- **Available data**
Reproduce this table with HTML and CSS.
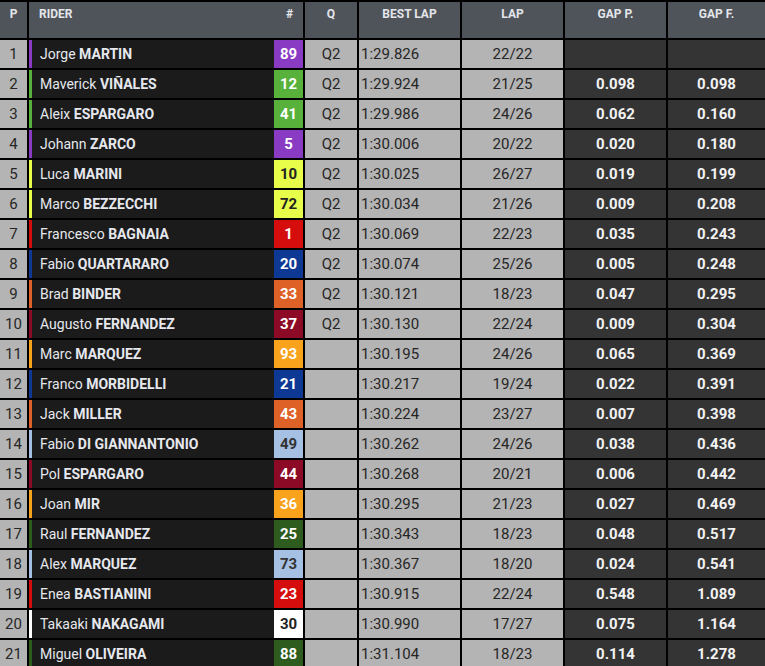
FILE: index.html
```html
<!DOCTYPE html>
<html>
<head>
<meta charset="utf-8">
<link rel="stylesheet" href="styles.css">
</head>
<body>
<div class="table">
  <div class="row head">
    <div class="c hp">P</div>
    <div class="c hrider"><span>RIDER</span><span class="hash">#</span></div>
    <div class="c hc">Q</div>
    <div class="c hc">BEST LAP</div>
    <div class="c hc">LAP</div>
    <div class="c hc">GAP P.</div>
    <div class="c hc">GAP F.</div>
  </div>
  <div id="rows"></div>
</div>
<script src="script.js"></script>
</body>
</html>
```
FILE: script.js
```js
const T = {
  purple: ['#8a3bc4', '#fff'],
  green: ['#58b13a', '#fff'],
  yellow: ['#e7fd4a', '#222'],
  red: ['#d50d0d', '#fff'],
  blue: ['#0d3893', '#fff'],
  orange: ['#de6128', '#fff'],
  maroon: ['#8c0a26', '#fff'],
  amber: ['#f9a21b', '#fff'],
  lblue: ['#a6c0e3', '#333'],
  dgreen: ['#2d5c1e', '#fff'],
  white: ['#ffffff', '#222']
};
const data = [
  ['Jorge','MARTIN',89,'purple','Q2','1:29.826','22/22','',''],
  ['Maverick','VIÑALES',12,'green','Q2','1:29.924','21/25','0.098','0.098'],
  ['Aleix','ESPARGARO',41,'green','Q2','1:29.986','24/26','0.062','0.160'],
  ['Johann','ZARCO',5,'purple','Q2','1:30.006','20/22','0.020','0.180'],
  ['Luca','MARINI',10,'yellow','Q2','1:30.025','26/27','0.019','0.199'],
  ['Marco','BEZZECCHI',72,'yellow','Q2','1:30.034','21/26','0.009','0.208'],
  ['Francesco','BAGNAIA',1,'red','Q2','1:30.069','22/23','0.035','0.243'],
  ['Fabio','QUARTARARO',20,'blue','Q2','1:30.074','25/26','0.005','0.248'],
  ['Brad','BINDER',33,'orange','Q2','1:30.121','18/23','0.047','0.295'],
  ['Augusto','FERNANDEZ',37,'maroon','Q2','1:30.130','22/24','0.009','0.304'],
  ['Marc','MARQUEZ',93,'amber','','1:30.195','24/26','0.065','0.369'],
  ['Franco','MORBIDELLI',21,'blue','','1:30.217','19/24','0.022','0.391'],
  ['Jack','MILLER',43,'orange','','1:30.224','23/27','0.007','0.398'],
  ['Fabio','DI GIANNANTONIO',49,'lblue','','1:30.262','24/26','0.038','0.436'],
  ['Pol','ESPARGARO',44,'maroon','','1:30.268','20/21','0.006','0.442'],
  ['Joan','MIR',36,'amber','','1:30.295','21/23','0.027','0.469'],
  ['Raul','FERNANDEZ',25,'dgreen','','1:30.343','18/23','0.048','0.517'],
  ['Alex','MARQUEZ',73,'lblue','','1:30.367','18/20','0.024','0.541'],
  ['Enea','BASTIANINI',23,'red','','1:30.915','22/24','0.548','1.089'],
  ['Takaaki','NAKAGAMI',30,'white','','1:30.990','17/27','0.075','1.164'],
  ['Miguel','OLIVEIRA',88,'dgreen','','1:31.104','18/23','0.114','1.278']
];
const root = document.getElementById('rows');
data.forEach((d, i) => {
  const [bg, fg] = T[d[3]];
  const row = document.createElement('div');
  row.className = 'row';
  row.innerHTML =
    `<div class="c pos">${i + 1}</div>` +
    `<div class="c rider" style="border-left-color:${bg}"><span class="name">${d[0]} <b>${d[1]}</b></span><span class="num" style="background:${bg};color:${fg}">${d[2]}</span></div>` +
    `<div class="c light">${d[4]}</div>` +
    `<div class="c light best">${d[5]}</div>` +
    `<div class="c light">${d[6]}</div>` +
    `<div class="c dark">${d[7]}</div>` +
    `<div class="c dark">${d[8]}</div>`;
  root.appendChild(row);
});
```
FILE: styles.css
```css
html, body {
  margin: 0;
  padding: 0;
  background: #000;
  overflow: hidden;
}
.table {
  width: 765px;
  background: #000;
  padding-top: 2px;
  font-family: Roboto, "Liberation Sans", sans-serif;
}
#rows {
  display: flex;
  flex-direction: column;
  gap: 2px;
  margin-top: 2px;
}
.row {
  display: grid;
  grid-template-columns: 27px 274px 52px 101px 101px 101px 1fr;
  column-gap: 2px;
  height: 28px;
}
.row.head {
  height: 36px;
}
.c {
  display: flex;
  align-items: center;
  justify-content: center;
  font-size: 15px;
  color: #262626;
}
.head .c {
  background: #4f545b;
  color: #e4e6ea;
  font-weight: 700;
  font-size: 12px;
  align-items: flex-start;
  padding-top: 5px;
  box-sizing: border-box;
}
.head .hrider {
  justify-content: space-between;
  padding-left: 10px;
  padding-right: 10px;
}
.pos {
  background: #b4b4b4;
}
.light {
  background: #b4b4b4;
}
.best {
  justify-content: flex-start;
  padding-left: 2px;
}
.dark {
  background: #343434;
  color: #f2f2f2;
  font-weight: 700;
}
.rider {
  background: #1b1b1b;
  border-left: 3px solid #000;
  justify-content: space-between;
  padding-left: 8px;
}
.name {
  color: #e6e8ee;
  font-size: 14px;
}
.name b {
  font-weight: 700;
}
.num {
  width: 29px;
  height: 100%;
  display: flex;
  align-items: center;
  justify-content: center;
  font-weight: 700;
  font-size: 15px;
}
```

- **Problem to work on**
Repeat the material above verbatim, with no pictures in the output.

- **Exercise solution**
Reproduce this table with HTML and CSS.
FILE: index.html
```html
<!DOCTYPE html>
<html>
<head>
<meta charset="utf-8">
<link rel="stylesheet" href="styles.css">
</head>
<body>
<div class="table">
  <div class="row head">
    <div class="c hp">P</div>
    <div class="c hrider"><span>RIDER</span><span class="hash">#</span></div>
    <div class="c hc">Q</div>
    <div class="c hc">BEST LAP</div>
    <div class="c hc">LAP</div>
    <div class="c hc">GAP P.</div>
    <div class="c hc">GAP F.</div>
  </div>
  <div id="rows"></div>
</div>
<script src="script.js"></script>
</body>
</html>
```
FILE: script.js
```js
const T = {
  purple: ['#8a3bc4', '#fff'],
  green: ['#58b13a', '#fff'],
  yellow: ['#e7fd4a', '#222'],
  red: ['#d50d0d', '#fff'],
  blue: ['#0d3893', '#fff'],
  orange: ['#de6128', '#fff'],
  maroon: ['#8c0a26', '#fff'],
  amber: ['#f9a21b', '#fff'],
  lblue: ['#a6c0e3', '#333'],
  dgreen: ['#2d5c1e', '#fff'],
  white: ['#ffffff', '#222']
};
const data = [
  ['Jorge','MARTIN',89,'purple','Q2','1:29.826','22/22','',''],
  ['Maverick','VIÑALES',12,'green','Q2','1:29.924','21/25','0.098','0.098'],
  ['Aleix','ESPARGARO',41,'green','Q2','1:29.986','24/26','0.062','0.160'],
  ['Johann','ZARCO',5,'purple','Q2','1:30.006','20/22','0.020','0.180'],
  ['Luca','MARINI',10,'yellow','Q2','1:30.025','26/27','0.019','0.199'],
  ['Marco','BEZZECCHI',72,'yellow','Q2','1:30.034','21/26','0.009','0.208'],
  ['Francesco','BAGNAIA',1,'red','Q2','1:30.069','22/23','0.035','0.243'],
  ['Fabio','QUARTARARO',20,'blue','Q2','1:30.074','25/26','0.005','0.248'],
  ['Brad','BINDER',33,'orange','Q2','1:30.121','18/23','0.047','0.295'],
  ['Augusto','FERNANDEZ',37,'maroon','Q2','1:30.130','22/24','0.009','0.304'],
  ['Marc','MARQUEZ',93,'amber','','1:30.195','24/26','0.065','0.369'],
  ['Franco','MORBIDELLI',21,'blue','','1:30.217','19/24','0.022','0.391'],
  ['Jack','MILLER',43,'orange','','1:30.224','23/27','0.007','0.398'],
  ['Fabio','DI GIANNANTONIO',49,'lblue','','1:30.262','24/26','0.038','0.436'],
  ['Pol','ESPARGARO',44,'maroon','','1:30.268','20/21','0.006','0.442'],
  ['Joan','MIR',36,'amber','','1:30.295','21/23','0.027','0.469'],
  ['Raul','FERNANDEZ',25,'dgreen','','1:30.343','18/23','0.048','0.517'],
  ['Alex','MARQUEZ',73,'lblue','','1:30.367','18/20','0.024','0.541'],
  ['Enea','BASTIANINI',23,'red','','1:30.915','22/24','0.548','1.089'],
  ['Takaaki','NAKAGAMI',30,'white','','1:30.990','17/27','0.075','1.164'],
  ['Miguel','OLIVEIRA',88,'dgreen','','1:31.104','18/23','0.114','1.278']
];
const root = document.getElementById('rows');
data.forEach((d, i) => {
  const [bg, fg] = T[d[3]];
  const row = document.createElement('div');
  row.className = 'row';
  row.innerHTML =
    `<div class="c pos">${i + 1}</div>` +
    `<div class="c rider" style="border-left-color:${bg}"><span class="name">${d[0]} <b>${d[1]}</b></span><span class="num" style="background:${bg};color:${fg}">${d[2]}</span></div>` +
    `<div class="c light">${d[4]}</div>` +
    `<div class="c light best">${d[5]}</div>` +
    `<div class="c light">${d[6]}</div>` +
    `<div class="c dark">${d[7]}</div>` +
    `<div class="c dark">${d[8]}</div>`;
  root.appendChild(row);
});
```
FILE: styles.css
```css
html, body {
  margin: 0;
  padding: 0;
  background: #000;
  overflow: hidden;
}
.table {
  width: 765px;
  background: #000;
  padding-top: 2px;
  font-family: Roboto, "Liberation Sans", sans-serif;
}
#rows {
  display: flex;
  flex-direction: column;
  gap: 2px;
  margin-top: 2px;
}
.row {
  display: grid;
  grid-template-columns: 27px 274px 52px 101px 101px 101px 1fr;
  column-gap: 2px;
  height: 28px;
}
.row.head {
  height: 36px;
}
.c {
  display: flex;
  align-items: center;
  justify-content: center;
  font-size: 15px;
  color: #262626;
}
.head .c {
  background: #4f545b;
  color: #e4e6ea;
  font-weight: 700;
  font-size: 12px;
  align-items: flex-start;
  padding-top: 5px;
  box-sizing: border-box;
}
.head .hrider {
  justify-content: space-between;
  padding-left: 10px;
  padding-right: 10px;
}
.pos {
  background: #b4b4b4;
}
.light {
  background: #b4b4b4;
}
.best {
  justify-content: flex-start;
  padding-left: 2px;
}
.dark {
  background: #343434;
  color: #f2f2f2;
  font-weight: 700;
}
.rider {
  background: #1b1b1b;
  border-left: 3px solid #000;
  justify-content: space-between;
  padding-left: 8px;
}
.name {
  color: #e6e8ee;
  font-size: 14px;
}
.name b {
  font-weight: 700;
}
.num {
  width: 29px;
  height: 100%;
  display: flex;
  align-items: center;
  justify-content: center;
  font-weight: 700;
  font-size: 15px;
}
```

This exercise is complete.